→ What needs to be done: Restate each line of the listing exactly, without carrying over any pictures.

→ Recorded information:
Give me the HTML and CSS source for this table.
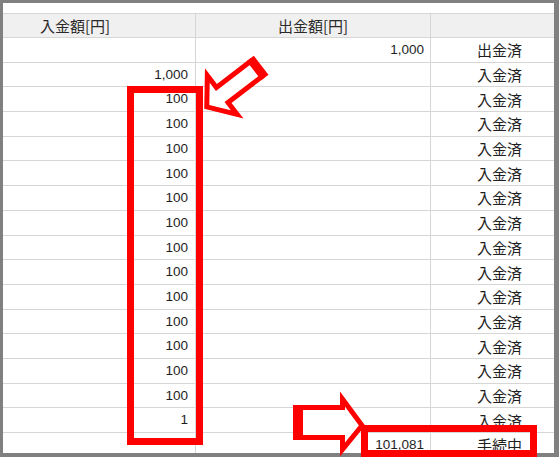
FILE: index.html
```html
<!DOCTYPE html>
<html lang="ja">
<head>
<meta charset="utf-8">
<link rel="stylesheet" href="styles.css">
</head>
<body>
<div class="frame">
  <div class="panel">
    <div class="row head">
      <div class="cell c1 hc1"><span>入金額[円]</span></div>
      <div class="cell c2 hc"><span>出金額[円]</span></div>
      <div class="cell c3"></div>
    </div>
    <div class="row"><div class="cell c1 num"></div><div class="cell c2 num"><span>1,000</span></div><div class="cell c3 st"><span>出金済</span></div></div>
    <div class="row"><div class="cell c1 num"><span>1,000</span></div><div class="cell c2 num"></div><div class="cell c3 st"><span>入金済</span></div></div>
    <div class="row"><div class="cell c1 num"><span>100</span></div><div class="cell c2 num"></div><div class="cell c3 st"><span>入金済</span></div></div>
    <div class="row"><div class="cell c1 num"><span>100</span></div><div class="cell c2 num"></div><div class="cell c3 st"><span>入金済</span></div></div>
    <div class="row"><div class="cell c1 num"><span>100</span></div><div class="cell c2 num"></div><div class="cell c3 st"><span>入金済</span></div></div>
    <div class="row"><div class="cell c1 num"><span>100</span></div><div class="cell c2 num"></div><div class="cell c3 st"><span>入金済</span></div></div>
    <div class="row"><div class="cell c1 num"><span>100</span></div><div class="cell c2 num"></div><div class="cell c3 st"><span>入金済</span></div></div>
    <div class="row"><div class="cell c1 num"><span>100</span></div><div class="cell c2 num"></div><div class="cell c3 st"><span>入金済</span></div></div>
    <div class="row"><div class="cell c1 num"><span>100</span></div><div class="cell c2 num"></div><div class="cell c3 st"><span>入金済</span></div></div>
    <div class="row"><div class="cell c1 num"><span>100</span></div><div class="cell c2 num"></div><div class="cell c3 st"><span>入金済</span></div></div>
    <div class="row"><div class="cell c1 num"><span>100</span></div><div class="cell c2 num"></div><div class="cell c3 st"><span>入金済</span></div></div>
    <div class="row"><div class="cell c1 num"><span>100</span></div><div class="cell c2 num"></div><div class="cell c3 st"><span>入金済</span></div></div>
    <div class="row"><div class="cell c1 num"><span>100</span></div><div class="cell c2 num"></div><div class="cell c3 st"><span>入金済</span></div></div>
    <div class="row"><div class="cell c1 num"><span>100</span></div><div class="cell c2 num"></div><div class="cell c3 st"><span>入金済</span></div></div>
    <div class="row"><div class="cell c1 num"><span>100</span></div><div class="cell c2 num"></div><div class="cell c3 st"><span>入金済</span></div></div>
    <div class="row"><div class="cell c1 num"><span>1</span></div><div class="cell c2 num"></div><div class="cell c3 st"><span>入金済</span></div></div>
    <div class="row"><div class="cell c1 num"></div><div class="cell c2 num"><span>101,081</span></div><div class="cell c3 st"><span>手続中</span></div></div>
  </div>
</div>
<svg class="marks" width="559" height="457" viewBox="0 0 559 457">
  <rect x="130.5" y="89.5" width="69" height="352" fill="none" stroke="#ff0000" stroke-width="7"/>
  <g transform="translate(204 109) rotate(-37.5)">
    <polygon points="3.5,0 23,-24.5 23,-9.5 66,-9.5 66,9.5 23,9.5 23,24.5" fill="#ffffff" stroke="#ff0000" stroke-width="5"/>
    <rect x="63" y="-12" width="9" height="24" fill="#ff0000"/>
  </g>
  <polygon points="298,407.5 342.5,407.5 342.5,399 362,425.5 342.5,449.5 342.5,437.5 298,437.5" fill="#ffffff" stroke="#ff0000" stroke-width="5"/>
  <rect x="293" y="405" width="10" height="35" fill="#ff0000"/>
  <rect x="364.5" y="428.5" width="169" height="25" fill="none" stroke="#ff0000" stroke-width="7"/>
</svg>
</body>
</html>
```

FILE: styles.css
```css
html, body {
  margin: 0;
  padding: 0;
}
body {
  position: relative;
  width: 559px;
  height: 457px;
  overflow: hidden;
  background: #808080;
  color: #1e1e1e;
  font-family: "Noto Sans CJK JP", "DejaVu Sans", sans-serif;
}
.frame {
  box-sizing: border-box;
  width: 559px;
  height: 457px;
  padding: 3px 5px 4px 3px;
}
.panel {
  box-sizing: border-box;
  height: 100%;
  background: #ffffff;
  overflow: hidden;
  padding-top: 10px;
}
.row {
  display: grid;
  grid-template-columns: 193px 235px 1fr;
  box-sizing: border-box;
  height: 24.69px;
  border-bottom: 1px solid #d6d6d6;
}
.row.head {
  height: 25px;
  border-top: 1px solid #d6d6d6;
  background: #f0f0f0;
}
.cell {
  box-sizing: border-box;
  display: flex;
  align-items: center;
  min-width: 0;
  white-space: nowrap;
}
.cell span {
  line-height: 1;
}
.c1, .c2 {
  border-right: 1px solid #d6d6d6;
}
.hc1 {
  justify-content: center;
  padding-right: 48px;
  font-size: 15px;
  color: #2a2a2a;
}
.hc {
  justify-content: center;
  font-size: 15px;
  color: #2a2a2a;
}
.num {
  justify-content: flex-end;
  font-family: "Liberation Sans", Arial, sans-serif;
  font-size: 13.5px;
}
.c1.num {
  padding-right: 7px;
}
.c2.num {
  padding-right: 6px;
}
.st {
  justify-content: flex-end;
  padding-right: 32px;
  font-size: 15px;
}
.marks {
  position: absolute;
  left: 0;
  top: 0;
  pointer-events: none;
}
```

→ Reply:
Give me the HTML and CSS source for this table.
FILE: index.html
```html
<!DOCTYPE html>
<html lang="ja">
<head>
<meta charset="utf-8">
<link rel="stylesheet" href="styles.css">
</head>
<body>
<div class="frame">
  <div class="panel">
    <div class="row head">
      <div class="cell c1 hc1"><span>入金額[円]</span></div>
      <div class="cell c2 hc"><span>出金額[円]</span></div>
      <div class="cell c3"></div>
    </div>
    <div class="row"><div class="cell c1 num"></div><div class="cell c2 num"><span>1,000</span></div><div class="cell c3 st"><span>出金済</span></div></div>
    <div class="row"><div class="cell c1 num"><span>1,000</span></div><div class="cell c2 num"></div><div class="cell c3 st"><span>入金済</span></div></div>
    <div class="row"><div class="cell c1 num"><span>100</span></div><div class="cell c2 num"></div><div class="cell c3 st"><span>入金済</span></div></div>
    <div class="row"><div class="cell c1 num"><span>100</span></div><div class="cell c2 num"></div><div class="cell c3 st"><span>入金済</span></div></div>
    <div class="row"><div class="cell c1 num"><span>100</span></div><div class="cell c2 num"></div><div class="cell c3 st"><span>入金済</span></div></div>
    <div class="row"><div class="cell c1 num"><span>100</span></div><div class="cell c2 num"></div><div class="cell c3 st"><span>入金済</span></div></div>
    <div class="row"><div class="cell c1 num"><span>100</span></div><div class="cell c2 num"></div><div class="cell c3 st"><span>入金済</span></div></div>
    <div class="row"><div class="cell c1 num"><span>100</span></div><div class="cell c2 num"></div><div class="cell c3 st"><span>入金済</span></div></div>
    <div class="row"><div class="cell c1 num"><span>100</span></div><div class="cell c2 num"></div><div class="cell c3 st"><span>入金済</span></div></div>
    <div class="row"><div class="cell c1 num"><span>100</span></div><div class="cell c2 num"></div><div class="cell c3 st"><span>入金済</span></div></div>
    <div class="row"><div class="cell c1 num"><span>100</span></div><div class="cell c2 num"></div><div class="cell c3 st"><span>入金済</span></div></div>
    <div class="row"><div class="cell c1 num"><span>100</span></div><div class="cell c2 num"></div><div class="cell c3 st"><span>入金済</span></div></div>
    <div class="row"><div class="cell c1 num"><span>100</span></div><div class="cell c2 num"></div><div class="cell c3 st"><span>入金済</span></div></div>
    <div class="row"><div class="cell c1 num"><span>100</span></div><div class="cell c2 num"></div><div class="cell c3 st"><span>入金済</span></div></div>
    <div class="row"><div class="cell c1 num"><span>100</span></div><div class="cell c2 num"></div><div class="cell c3 st"><span>入金済</span></div></div>
    <div class="row"><div class="cell c1 num"><span>1</span></div><div class="cell c2 num"></div><div class="cell c3 st"><span>入金済</span></div></div>
    <div class="row"><div class="cell c1 num"></div><div class="cell c2 num"><span>101,081</span></div><div class="cell c3 st"><span>手続中</span></div></div>
  </div>
</div>
<svg class="marks" width="559" height="457" viewBox="0 0 559 457">
  <rect x="130.5" y="89.5" width="69" height="352" fill="none" stroke="#ff0000" stroke-width="7"/>
  <g transform="translate(204 109) rotate(-37.5)">
    <polygon points="3.5,0 23,-24.5 23,-9.5 66,-9.5 66,9.5 23,9.5 23,24.5" fill="#ffffff" stroke="#ff0000" stroke-width="5"/>
    <rect x="63" y="-12" width="9" height="24" fill="#ff0000"/>
  </g>
  <polygon points="298,407.5 342.5,407.5 342.5,399 362,425.5 342.5,449.5 342.5,437.5 298,437.5" fill="#ffffff" stroke="#ff0000" stroke-width="5"/>
  <rect x="293" y="405" width="10" height="35" fill="#ff0000"/>
  <rect x="364.5" y="428.5" width="169" height="25" fill="none" stroke="#ff0000" stroke-width="7"/>
</svg>
</body>
</html>
```

FILE: styles.css
```css
html, body {
  margin: 0;
  padding: 0;
}
body {
  position: relative;
  width: 559px;
  height: 457px;
  overflow: hidden;
  background: #808080;
  color: #1e1e1e;
  font-family: "Noto Sans CJK JP", "DejaVu Sans", sans-serif;
}
.frame {
  box-sizing: border-box;
  width: 559px;
  height: 457px;
  padding: 3px 5px 4px 3px;
}
.panel {
  box-sizing: border-box;
  height: 100%;
  background: #ffffff;
  overflow: hidden;
  padding-top: 10px;
}
.row {
  display: grid;
  grid-template-columns: 193px 235px 1fr;
  box-sizing: border-box;
  height: 24.69px;
  border-bottom: 1px solid #d6d6d6;
}
.row.head {
  height: 25px;
  border-top: 1px solid #d6d6d6;
  background: #f0f0f0;
}
.cell {
  box-sizing: border-box;
  display: flex;
  align-items: center;
  min-width: 0;
  white-space: nowrap;
}
.cell span {
  line-height: 1;
}
.c1, .c2 {
  border-right: 1px solid #d6d6d6;
}
.hc1 {
  justify-content: center;
  padding-right: 48px;
  font-size: 15px;
  color: #2a2a2a;
}
.hc {
  justify-content: center;
  font-size: 15px;
  color: #2a2a2a;
}
.num {
  justify-content: flex-end;
  font-family: "Liberation Sans", Arial, sans-serif;
  font-size: 13.5px;
}
.c1.num {
  padding-right: 7px;
}
.c2.num {
  padding-right: 6px;
}
.st {
  justify-content: flex-end;
  padding-right: 32px;
  font-size: 15px;
}
.marks {
  position: absolute;
  left: 0;
  top: 0;
  pointer-events: none;
}
```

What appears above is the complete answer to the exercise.